Forse per chi considera il mondo greco non c’è niente di più sorprendente dello scoprire che di tempo in tempo i Greci davano, per così dire, delle feste a tutte le loro passioni e cattive inclinazioni, e che addirittura istituirono statalmente una specie di ordinamento celebrativo del loro troppo umano: è questo ciò che è propriamente pagano nel loro mondo, e, a partire dal cristianesimo, non più compreso, non più comprensibile e sempre, nel modo più accanito, avversato e disprezzato.
Essi prendevano quel troppo umano come inevitabile e preferivano, invece di ingiuriarlo, dargli una specie di diritto di second’ordine con l’inquadrarlo negli usi della società e del culto: anzi, tutto ciò che nell’uomo ha potenza, essi lo dissero divino e lo scrissero sulle pareti del loro cielo.
Non rinnegano l’impulso naturale che si esprime nelle cattive qualità, ma lo inquadrano e lo limitano a determinati culti e giorni, dopo aver escogitato sufficienti misure precauzionali per poter dare a quelle acque impetuose il deflusso più innocuo possibile.
Questa è la radice di tutta la libertà dello spirito morale dell’antichità.
A ciò che era cattivo e pericoloso, a ciò che era animalesco e retrogrado, altrettanto che al barbaro, al pregreco e all’asiatico, che ancora vivevano in fondo alla natura greca, si accordava uno sfogo moderato e non si mirava a distruggerlo completamente.
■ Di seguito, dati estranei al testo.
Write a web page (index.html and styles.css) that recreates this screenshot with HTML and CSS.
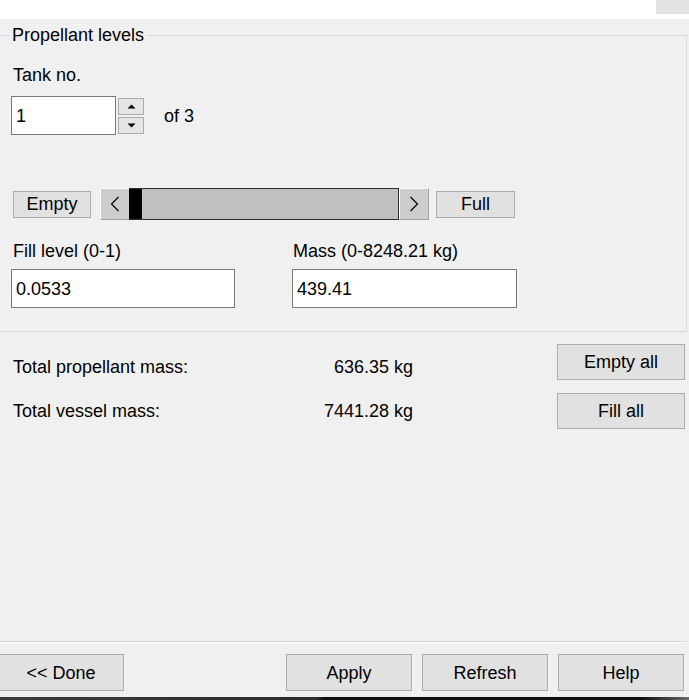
FILE: index.html
```html
<!DOCTYPE html>
<html>
<head>
<meta charset="utf-8">
<link rel="stylesheet" href="styles.css">
</head>
<body>
<div class="topbar"><div class="tab"></div></div>
<fieldset class="group">
  <legend>Propellant levels</legend>
  <div class="tank-label">Tank no.</div>
  <div class="spin-row">
    <div class="field spin-input">1</div>
    <div class="spinner">
      <div class="spin-btn"><svg width="9" height="5" viewBox="0 0 9 5"><polygon points="0.5,4.5 8.5,4.5 4.5,0.5" fill="#000"/></svg></div>
      <div class="spin-btn"><svg width="9" height="5" viewBox="0 0 9 5"><polygon points="0.5,0.5 8.5,0.5 4.5,4.5" fill="#000"/></svg></div>
    </div>
    <span class="of">of 3</span>
  </div>
  <div class="slider-row">
    <button class="btn empty-btn">Empty</button>
    <div class="scrollbar">
      <div class="arrow arrow-left"><svg width="10" height="16" viewBox="0 0 10 16"><polyline points="8.5,1 1.5,8 8.5,15" fill="none" stroke="#000" stroke-width="1.2"/></svg></div>
      <div class="track"><div class="thumb"></div></div>
      <div class="arrow arrow-right"><svg width="10" height="16" viewBox="0 0 10 16"><polyline points="1.5,1 8.5,8 1.5,15" fill="none" stroke="#000" stroke-width="1.2"/></svg></div>
    </div>
    <button class="btn full-btn">Full</button>
  </div>
  <div class="fields-row">
    <div class="col col-fill">
      <div class="flabel">Fill level (0-1)</div>
      <div class="field wide">0.0533</div>
    </div>
    <div class="col col-mass">
      <div class="flabel">Mass (0-8248.21 kg)</div>
      <div class="field wide">439.41</div>
    </div>
  </div>
</fieldset>
<div class="totals">
  <div class="trows">
    <div class="trow"><span>Total propellant mass:</span><span>636.35 kg</span></div>
    <div class="trow"><span>Total vessel mass:</span><span>7441.28 kg</span></div>
  </div>
  <div class="tbuttons">
    <button class="btn tbtn">Empty all</button>
    <button class="btn tbtn">Fill all</button>
  </div>
</div>
<div class="spacer"></div>
<div class="sep"></div>
<div class="footer">
  <button class="btn fbtn done">&lt;&lt; Done</button>
  <button class="btn fbtn">Apply</button>
  <button class="btn fbtn">Refresh</button>
  <button class="btn fbtn">Help</button>
</div>
<div class="taskbar"></div>
</body>
</html>
```
FILE: styles.css
```css
* { box-sizing: border-box; }
html, body { margin: 0; padding: 0; }
body {
  width: 689px;
  height: 700px;
  overflow: hidden;
  background: #f0f0f0;
  font-family: "Liberation Sans", Arial, sans-serif;
  font-size: 18px;
  line-height: 20px;
  color: #000;
  display: flex;
  flex-direction: column;
}
.topbar {
  flex: none;
  height: 19px;
  background: #fff;
  display: flex;
  justify-content: flex-end;
}
.tab { width: 33px; height: 14px; background: #e3e3e3; }

.group {
  flex: none;
  margin: 6px 2px 0 -1px;
  padding: 0 0 23px 11px;
  border: 1px solid #d9d9d9;
  min-width: 0;
}
.group legend {
  margin-left: -2px;
  padding: 0 3px;
  line-height: 20px;
}
.tank-label { margin-top: 20px; padding-left: 2px; }
.spin-row {
  margin-top: 11px;
  height: 39px;
  display: flex;
  align-items: center;
}
.field {
  background: #fff;
  border: 1px solid #7a7a7a;
  padding-left: 4px;
  display: flex;
  align-items: center;
}
.spin-input { width: 105px; height: 39px; }
.spinner {
  margin-left: 2px;
  display: flex;
  flex-direction: column;
  gap: 2px;
}
.spin-btn {
  width: 26px;
  height: 17px;
  background: #e5e5e5;
  border: 1px solid #acacac;
  display: flex;
  align-items: center;
  justify-content: center;
}
.of { margin-left: 20px; }

.btn {
  font-family: inherit;
  font-size: 18px;
  line-height: 20px;
  color: #000;
  background: #e1e1e1;
  border: 1px solid #adadad;
  padding: 0;
  margin: 0;
}
.slider-row {
  margin-top: 53px;
  height: 32px;
  display: flex;
  align-items: center;
}
.empty-btn { margin-left: 2px; width: 78px; height: 27px; }
.full-btn { margin-left: 7px; width: 79px; height: 27px; }
.scrollbar {
  margin-left: 9px;
  height: 32px;
  display: flex;
}
.arrow {
  height: 32px;
  background: #cdcdcd;
  border-top: 1px solid #fff;
  border-left: 1px solid #fff;
  border-bottom: 1px solid #a0a0a0;
  display: flex;
  align-items: center;
  justify-content: center;
}
.arrow-left { width: 29px; }
.arrow-right { width: 30px; border-right: 1px solid #a0a0a0; }
.track {
  width: 270px;
  height: 32px;
  background: #c0c0c0;
  border-top: 1px solid #2e2e2e;
  border-bottom: 1px solid #2e2e2e;
  border-right: 1px solid #2e2e2e;
  display: flex;
}
.thumb { width: 13px; background: #000; }

.fields-row {
  margin-top: 21px;
  display: flex;
  gap: 57px;
}
.col-fill { width: 224px; }
.col-mass { width: 225px; }
.col-fill .flabel { padding-left: 2px; }
.col-mass .flabel { padding-left: 1px; }
.flabel { margin-bottom: 8px; }
.wide { height: 39px; }

.totals {
  flex: none;
  margin-top: 12px;
  padding: 0 4px 0 13px;
  display: flex;
}
.trows {
  width: 400px;
  padding-top: 13px;
  display: flex;
  flex-direction: column;
  gap: 24px;
}
.trow { display: flex; justify-content: space-between; }
.tbuttons {
  margin-left: auto;
  display: flex;
  flex-direction: column;
  gap: 13px;
}
.tbtn { width: 128px; height: 36px; }

.spacer { flex: 1; }
.sep {
  flex: none;
  height: 2px;
  margin-right: 3px;
  border-top: 1px solid #d5d5d5;
  border-bottom: 1px solid #fdfdfd;
}
.footer {
  flex: none;
  margin-top: 11px;
  margin-bottom: 6px;
  padding-right: 5px;
  display: flex;
  gap: 10px;
}
.fbtn { width: 126px; height: 37px; }
.done { margin-left: -2px; margin-right: auto; }
.taskbar {
  flex: none;
  height: 3px;
  background: linear-gradient(90deg, #3a3a3a 0%, #2c2c2c 46%, #0e0e0e 47%, #0e0e0e 93%, #6a6a6a 100%);
}
```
Lo Stato, che non era costruito su singoli individui o caste, bensì sulle ordinarie qualità umane, abbracciava l’intero sistema di queste istituzioni.
Nella sua costruzione i Greci mostrano quel meraviglioso senso per il tipico e il reale, che più tardi li rese atti a divenire investigatori della natura, storici, geografi e filosofi.
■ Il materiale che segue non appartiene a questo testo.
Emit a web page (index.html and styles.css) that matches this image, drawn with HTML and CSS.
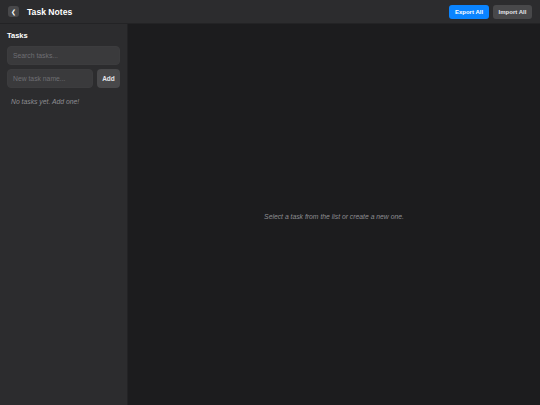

Non era una legge di costume limitata, sacerdotale o di casta, che doveva decidere della costituzione dello Stato e del culto dello Stato: bensì la considerazione più comprensiva dalla realtà di tutto l’umano.
Da dove proviene ai Greci questa libertà, questo senso per il reale?
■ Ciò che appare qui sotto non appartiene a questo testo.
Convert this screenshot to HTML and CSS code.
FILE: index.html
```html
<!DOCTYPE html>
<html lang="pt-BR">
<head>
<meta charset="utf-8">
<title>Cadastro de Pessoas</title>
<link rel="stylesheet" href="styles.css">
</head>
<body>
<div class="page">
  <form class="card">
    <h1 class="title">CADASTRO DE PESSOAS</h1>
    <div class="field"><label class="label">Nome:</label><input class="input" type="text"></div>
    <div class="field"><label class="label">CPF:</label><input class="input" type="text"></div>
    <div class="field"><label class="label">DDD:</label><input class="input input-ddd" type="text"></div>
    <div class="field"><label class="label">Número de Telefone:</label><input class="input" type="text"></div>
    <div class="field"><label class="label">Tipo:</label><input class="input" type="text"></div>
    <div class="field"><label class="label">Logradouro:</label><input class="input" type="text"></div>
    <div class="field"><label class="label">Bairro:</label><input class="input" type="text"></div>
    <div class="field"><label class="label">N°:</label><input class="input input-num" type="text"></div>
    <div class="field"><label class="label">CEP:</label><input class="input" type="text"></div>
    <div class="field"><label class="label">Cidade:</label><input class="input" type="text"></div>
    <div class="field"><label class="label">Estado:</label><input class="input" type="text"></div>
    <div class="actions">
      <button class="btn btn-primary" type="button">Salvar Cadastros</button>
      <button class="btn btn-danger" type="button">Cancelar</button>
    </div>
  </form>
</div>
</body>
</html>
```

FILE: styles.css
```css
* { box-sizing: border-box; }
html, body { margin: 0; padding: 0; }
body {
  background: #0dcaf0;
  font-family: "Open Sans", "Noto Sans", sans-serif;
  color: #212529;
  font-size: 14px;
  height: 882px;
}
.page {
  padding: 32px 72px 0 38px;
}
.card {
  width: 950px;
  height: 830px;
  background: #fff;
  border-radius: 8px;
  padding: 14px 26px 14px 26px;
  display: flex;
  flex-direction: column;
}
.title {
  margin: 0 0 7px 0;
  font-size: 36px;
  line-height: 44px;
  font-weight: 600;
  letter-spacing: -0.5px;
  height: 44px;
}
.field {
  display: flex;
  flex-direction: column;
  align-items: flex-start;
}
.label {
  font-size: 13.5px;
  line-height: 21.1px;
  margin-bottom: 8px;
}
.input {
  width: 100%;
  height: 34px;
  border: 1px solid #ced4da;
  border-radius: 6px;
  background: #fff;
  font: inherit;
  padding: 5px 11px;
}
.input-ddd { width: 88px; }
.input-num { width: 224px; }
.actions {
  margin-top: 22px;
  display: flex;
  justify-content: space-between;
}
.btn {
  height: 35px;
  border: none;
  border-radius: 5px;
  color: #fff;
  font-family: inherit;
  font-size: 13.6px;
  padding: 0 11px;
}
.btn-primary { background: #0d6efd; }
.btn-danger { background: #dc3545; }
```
Forse da Omero e dai poeti a lui anteriori; giacché proprio i poeti, la cui natura non suol essere la più giusta e la più saggia, posseggono in compenso quel gusto dell’effettivo, dell’efficiente di ogni specie e non vogliono completamente negare neanche il male: a loro basta che esso si moderi e non colpisca a morte o avveleni interamente ogni cosa – vale a dire, essi pensano in modo simile ai plasmatori dello Stato greco e ne sono stati i maestri e i precursori.